* Stored rows:

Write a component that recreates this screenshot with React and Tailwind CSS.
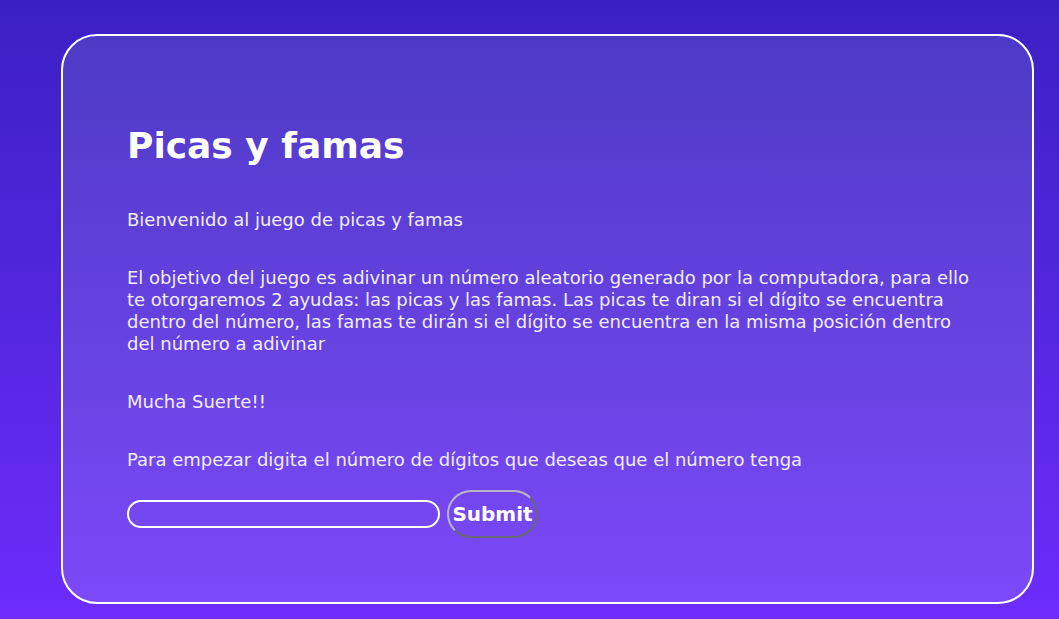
export default function App() {
  return (
    <div
      className="min-h-screen w-full bg-gradient-to-b from-[#3a20c3] to-[#6d2cfb] pt-[34px] pb-[15px]"
      style={{ fontFamily: '"DejaVu Sans", sans-serif' }}
    >
      <div className="ml-[61px] w-[973px] rounded-[36px] border-2 border-white bg-gradient-to-b from-[#4d3ac6] to-[#7c49f8] py-16 pl-16 pr-12">
        <h1 className="mt-6 text-[36px] font-bold leading-[43px] text-white">Picas y famas</h1>
        <div className="mt-[42px] flex flex-col gap-[36px] text-[18px] leading-[22px] text-[#f1edff]">
          <p>Bienvenido al juego de picas y famas</p>
          <p className="max-w-[850px]">
            El objetivo del juego es adivinar un número aleatorio generado por la computadora, para ello te
            otorgaremos 2 ayudas: las picas y las famas. Las picas te diran si el dígito se encuentra dentro del
            número, las famas te dirán si el dígito se encuentra en la misma posición dentro del número a adivinar
          </p>
          <p>Mucha Suerte!!</p>
          <p>Para empezar digita el número de dígitos que deseas que el número tenga</p>
        </div>
        <form className="mt-[19px] flex items-center gap-[7px]" onSubmit={e => e.preventDefault()}>
          <input
            type="text"
            className="h-[28px] w-[313px] rounded-full border-2 border-white bg-transparent px-3 text-white outline-none"
          />
          <button
            type="submit"
            className="h-[48px] w-[91px] rounded-full border-2 border-[#b8b4c6] [border-style:outset] bg-transparent p-0 text-[20px] font-bold text-white"
          >
            Submit
          </button>
        </form>
      </div>
    </div>
  )
}
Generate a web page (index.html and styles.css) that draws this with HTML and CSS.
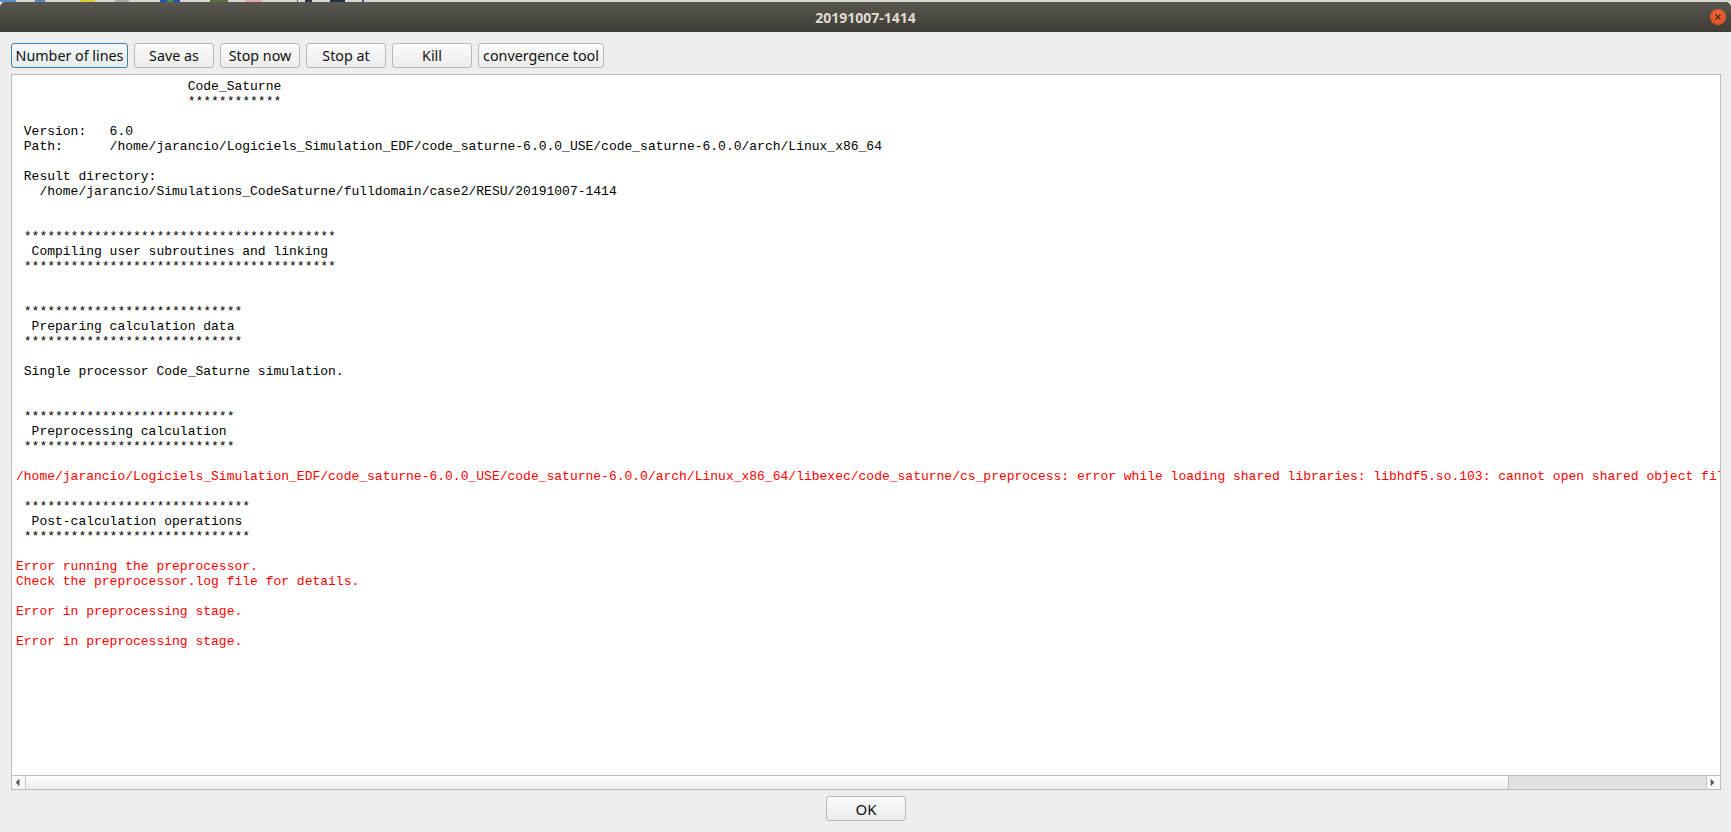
FILE: index.html
```html
<!DOCTYPE html>
<html lang="en">
<head>
<meta charset="utf-8">
<title>20191007-1414</title>
<link rel="stylesheet" href="styles.css">
</head>
<body>
<div class="desktop-strip"></div>
<div class="window">
  <header class="titlebar">
    <span class="title">20191007-1414</span>
    <span class="close"><svg width="16" height="16" viewBox="0 0 16 16"><path d="M5.5 5.5l5 5M10.5 5.5l-5 5" stroke="#4a2413" stroke-width="1.1" fill="none"/></svg></span>
  </header>
  <main class="content">
    <div class="toolbar">
      <button class="btn btn-focus w117">Number of lines</button>
      <button class="btn w80">Save as</button>
      <button class="btn w80">Stop now</button>
      <button class="btn w80">Stop at</button>
      <button class="btn w80">Kill</button>
      <button class="btn w126">convergence tool</button>
    </div>
    <div class="logbox">
      <div class="log"><pre class="logtext">                      Code_Saturne
                      ************

 Version:   6.0
 Path:      /home/jarancio/Logiciels_Simulation_EDF/code_saturne-6.0.0_USE/code_saturne-6.0.0/arch/Linux_x86_64

 Result directory:
   /home/jarancio/Simulations_CodeSaturne/fulldomain/case2/RESU/20191007-1414


 ****************************************
  Compiling user subroutines and linking
 ****************************************


 ****************************
  Preparing calculation data
 ****************************

 Single processor Code_Saturne simulation.


 ***************************
  Preprocessing calculation
 ***************************

<span class="err">/home/jarancio/Logiciels_Simulation_EDF/code_saturne-6.0.0_USE/code_saturne-6.0.0/arch/Linux_x86_64/libexec/code_saturne/cs_preprocess: error while loading shared libraries: libhdf5.so.103: cannot open shared object file: No such file or directory</span>

 *****************************
  Post-calculation operations
 *****************************

<span class="err">Error running the preprocessor.
Check the preprocessor.log file for details.

Error in preprocessing stage.

Error in preprocessing stage.</span></pre></div>
      <div class="hscroll">
        <span class="arrow-btn"><svg width="14" height="14" viewBox="0 0 14 14"><path d="M4 6.5l4-4v8z" fill="#555"/></svg></span>
        <span class="handle"></span>
        <span class="track"></span>
        <span class="arrow-btn arrow-right"><svg width="14" height="14" viewBox="0 0 14 14"><path d="M4 2.5l4 4-4 4z" fill="#555"/></svg></span>
      </div>
    </div>
    <div class="footer">
      <button class="btn ok">OK</button>
    </div>
  </main>
</div>
</body>
</html>
```
FILE: styles.css
```css
* { box-sizing: border-box; }
html, body { margin: 0; height: 100%; overflow: hidden; }
body {
  display: flex;
  flex-direction: column;
  background: #eeeeee;
  font-family: "Noto Sans", "Open Sans", sans-serif;
  color: #111;
}
.desktop-strip {
  height: 2px;
  flex: none;
  background: linear-gradient(90deg,
    #5d8fc4 0 16px, #d8d6d2 16px 35px,
    #4f86b8 35px 45px, #d8d6d2 45px 80px,
    #e2c63a 80px 95px, #d8d6d2 95px 115px,
    #a9a9a9 115px 129px, #d8d6d2 129px 160px,
    #2d4fb0 160px 167px, #3d9a4a 167px 173px, #2d4fb0 173px 180px, #d8d6d2 180px 210px,
    #5c6e3a 210px 228px, #d8d6d2 228px 245px,
    #e0a6b4 245px 262px, #d8d6d2 262px 297px,
    #3a5a80 297px 298px, #d8d6d2 298px 305px,
    #2a3a50 305px 312px, #d8d6d2 312px 330px,
    #1f2f4a 330px 345px, #d8d6d2 345px 362px,
    #3a5a80 362px 364px, #d8d6d2 364px);
}
.window { flex: 1; display: flex; flex-direction: column; min-height: 0; }
.titlebar {
  height: 30px;
  flex: none;
  display: flex;
  align-items: center;
  justify-content: center;
  position: relative;
  border-radius: 5px 5px 0 0;
  background: linear-gradient(#5a5650, #3e3c36);
  color: #dfdbd2;
  font-size: 14px;
  font-weight: 700;
}
.close {
  position: absolute;
  right: 5px;
  top: 7px;
  width: 16px;
  height: 16px;
  border-radius: 50%;
  background: radial-gradient(circle at 50% 35%, #f0673a, #d9491f);
  display: flex;
}
.content {
  flex: 1;
  min-height: 0;
  display: flex;
  flex-direction: column;
  padding: 11px 10px 0 11px;
}
.toolbar { display: flex; gap: 6px; height: 25px; flex: none; }
.btn {
  height: 25px;
  padding: 0;
  border: 1px solid #b8b8b8;
  border-radius: 3px;
  background: linear-gradient(#fbfbfb, #ececec);
  font-family: "Noto Sans", sans-serif;
  font-size: 14.3px;
  color: #111;
  white-space: nowrap;
}
.btn-focus { border-color: #3f7fa8; background: linear-gradient(#f5f8fa, #e6ebee); }
.w117 { width: 117px; }
.w80 { width: 80px; }
.w126 { width: 126px; }
.logbox {
  flex: none;
  height: 716px;
  margin-top: 6px;
  display: flex;
  flex-direction: column;
  border: 1px solid #bcbcbc;
  background: #fff;
}
.log { flex: 1; min-height: 0; overflow: hidden; padding: 4px 4px; }
.logtext {
  margin: 0;
  font-family: "Liberation Mono", monospace;
  font-size: 13px;
  line-height: 15px;
  color: #000;
  white-space: pre;
}
.err { color: #ff0000; }
.hscroll {
  flex: none;
  height: 14px;
  display: flex;
  border-top: 1px solid #bcbcbc;
}
.arrow-btn { width: 14px; flex: none; background: #f8f8f8; border-right: 1px solid #c4c4c4; display: flex; }
.arrow-right { border-right: 0; border-left: 1px solid #c4c4c4; }
.handle { flex: 1; background: linear-gradient(#ffffff, #ededed); border-right: 1px solid #bcbcbc; }
.track { width: 197px; flex: none; background: #e2e2e2; }
.footer { flex: none; display: flex; justify-content: center; padding-top: 6px; }
.ok { width: 80px; font-size: 15px; }
```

* Written instruction:
From the entries above, output every line exactly and omit any image.

* Written response:
Write a component that recreates this screenshot with React and Tailwind CSS.
export default function App() {
  return (
    <div
      className="min-h-screen w-full bg-gradient-to-b from-[#3a20c3] to-[#6d2cfb] pt-[34px] pb-[15px]"
      style={{ fontFamily: '"DejaVu Sans", sans-serif' }}
    >
      <div className="ml-[61px] w-[973px] rounded-[36px] border-2 border-white bg-gradient-to-b from-[#4d3ac6] to-[#7c49f8] py-16 pl-16 pr-12">
        <h1 className="mt-6 text-[36px] font-bold leading-[43px] text-white">Picas y famas</h1>
        <div className="mt-[42px] flex flex-col gap-[36px] text-[18px] leading-[22px] text-[#f1edff]">
          <p>Bienvenido al juego de picas y famas</p>
          <p className="max-w-[850px]">
            El objetivo del juego es adivinar un número aleatorio generado por la computadora, para ello te
            otorgaremos 2 ayudas: las picas y las famas. Las picas te diran si el dígito se encuentra dentro del
            número, las famas te dirán si el dígito se encuentra en la misma posición dentro del número a adivinar
          </p>
          <p>Mucha Suerte!!</p>
          <p>Para empezar digita el número de dígitos que deseas que el número tenga</p>
        </div>
        <form className="mt-[19px] flex items-center gap-[7px]" onSubmit={e => e.preventDefault()}>
          <input
            type="text"
            className="h-[28px] w-[313px] rounded-full border-2 border-white bg-transparent px-3 text-white outline-none"
          />
          <button
            type="submit"
            className="h-[48px] w-[91px] rounded-full border-2 border-[#b8b4c6] [border-style:outset] bg-transparent p-0 text-[20px] font-bold text-white"
          >
            Submit
          </button>
        </form>
      </div>
    </div>
  )
}
Generate a web page (index.html and styles.css) that draws this with HTML and CSS.
FILE: index.html
```html
<!DOCTYPE html>
<html lang="en">
<head>
<meta charset="utf-8">
<title>20191007-1414</title>
<link rel="stylesheet" href="styles.css">
</head>
<body>
<div class="desktop-strip"></div>
<div class="window">
  <header class="titlebar">
    <span class="title">20191007-1414</span>
    <span class="close"><svg width="16" height="16" viewBox="0 0 16 16"><path d="M5.5 5.5l5 5M10.5 5.5l-5 5" stroke="#4a2413" stroke-width="1.1" fill="none"/></svg></span>
  </header>
  <main class="content">
    <div class="toolbar">
      <button class="btn btn-focus w117">Number of lines</button>
      <button class="btn w80">Save as</button>
      <button class="btn w80">Stop now</button>
      <button class="btn w80">Stop at</button>
      <button class="btn w80">Kill</button>
      <button class="btn w126">convergence tool</button>
    </div>
    <div class="logbox">
      <div class="log"><pre class="logtext">                      Code_Saturne
                      ************

 Version:   6.0
 Path:      /home/jarancio/Logiciels_Simulation_EDF/code_saturne-6.0.0_USE/code_saturne-6.0.0/arch/Linux_x86_64

 Result directory:
   /home/jarancio/Simulations_CodeSaturne/fulldomain/case2/RESU/20191007-1414


 ****************************************
  Compiling user subroutines and linking
 ****************************************


 ****************************
  Preparing calculation data
 ****************************

 Single processor Code_Saturne simulation.


 ***************************
  Preprocessing calculation
 ***************************

<span class="err">/home/jarancio/Logiciels_Simulation_EDF/code_saturne-6.0.0_USE/code_saturne-6.0.0/arch/Linux_x86_64/libexec/code_saturne/cs_preprocess: error while loading shared libraries: libhdf5.so.103: cannot open shared object file: No such file or directory</span>

 *****************************
  Post-calculation operations
 *****************************

<span class="err">Error running the preprocessor.
Check the preprocessor.log file for details.

Error in preprocessing stage.

Error in preprocessing stage.</span></pre></div>
      <div class="hscroll">
        <span class="arrow-btn"><svg width="14" height="14" viewBox="0 0 14 14"><path d="M4 6.5l4-4v8z" fill="#555"/></svg></span>
        <span class="handle"></span>
        <span class="track"></span>
        <span class="arrow-btn arrow-right"><svg width="14" height="14" viewBox="0 0 14 14"><path d="M4 2.5l4 4-4 4z" fill="#555"/></svg></span>
      </div>
    </div>
    <div class="footer">
      <button class="btn ok">OK</button>
    </div>
  </main>
</div>
</body>
</html>
```
FILE: styles.css
```css
* { box-sizing: border-box; }
html, body { margin: 0; height: 100%; overflow: hidden; }
body {
  display: flex;
  flex-direction: column;
  background: #eeeeee;
  font-family: "Noto Sans", "Open Sans", sans-serif;
  color: #111;
}
.desktop-strip {
  height: 2px;
  flex: none;
  background: linear-gradient(90deg,
    #5d8fc4 0 16px, #d8d6d2 16px 35px,
    #4f86b8 35px 45px, #d8d6d2 45px 80px,
    #e2c63a 80px 95px, #d8d6d2 95px 115px,
    #a9a9a9 115px 129px, #d8d6d2 129px 160px,
    #2d4fb0 160px 167px, #3d9a4a 167px 173px, #2d4fb0 173px 180px, #d8d6d2 180px 210px,
    #5c6e3a 210px 228px, #d8d6d2 228px 245px,
    #e0a6b4 245px 262px, #d8d6d2 262px 297px,
    #3a5a80 297px 298px, #d8d6d2 298px 305px,
    #2a3a50 305px 312px, #d8d6d2 312px 330px,
    #1f2f4a 330px 345px, #d8d6d2 345px 362px,
    #3a5a80 362px 364px, #d8d6d2 364px);
}
.window { flex: 1; display: flex; flex-direction: column; min-height: 0; }
.titlebar {
  height: 30px;
  flex: none;
  display: flex;
  align-items: center;
  justify-content: center;
  position: relative;
  border-radius: 5px 5px 0 0;
  background: linear-gradient(#5a5650, #3e3c36);
  color: #dfdbd2;
  font-size: 14px;
  font-weight: 700;
}
.close {
  position: absolute;
  right: 5px;
  top: 7px;
  width: 16px;
  height: 16px;
  border-radius: 50%;
  background: radial-gradient(circle at 50% 35%, #f0673a, #d9491f);
  display: flex;
}
.content {
  flex: 1;
  min-height: 0;
  display: flex;
  flex-direction: column;
  padding: 11px 10px 0 11px;
}
.toolbar { display: flex; gap: 6px; height: 25px; flex: none; }
.btn {
  height: 25px;
  padding: 0;
  border: 1px solid #b8b8b8;
  border-radius: 3px;
  background: linear-gradient(#fbfbfb, #ececec);
  font-family: "Noto Sans", sans-serif;
  font-size: 14.3px;
  color: #111;
  white-space: nowrap;
}
.btn-focus { border-color: #3f7fa8; background: linear-gradient(#f5f8fa, #e6ebee); }
.w117 { width: 117px; }
.w80 { width: 80px; }
.w126 { width: 126px; }
.logbox {
  flex: none;
  height: 716px;
  margin-top: 6px;
  display: flex;
  flex-direction: column;
  border: 1px solid #bcbcbc;
  background: #fff;
}
.log { flex: 1; min-height: 0; overflow: hidden; padding: 4px 4px; }
.logtext {
  margin: 0;
  font-family: "Liberation Mono", monospace;
  font-size: 13px;
  line-height: 15px;
  color: #000;
  white-space: pre;
}
.err { color: #ff0000; }
.hscroll {
  flex: none;
  height: 14px;
  display: flex;
  border-top: 1px solid #bcbcbc;
}
.arrow-btn { width: 14px; flex: none; background: #f8f8f8; border-right: 1px solid #c4c4c4; display: flex; }
.arrow-right { border-right: 0; border-left: 1px solid #c4c4c4; }
.handle { flex: 1; background: linear-gradient(#ffffff, #ededed); border-right: 1px solid #bcbcbc; }
.track { width: 197px; flex: none; background: #e2e2e2; }
.footer { flex: none; display: flex; justify-content: center; padding-top: 6px; }
.ok { width: 80px; font-size: 15px; }
```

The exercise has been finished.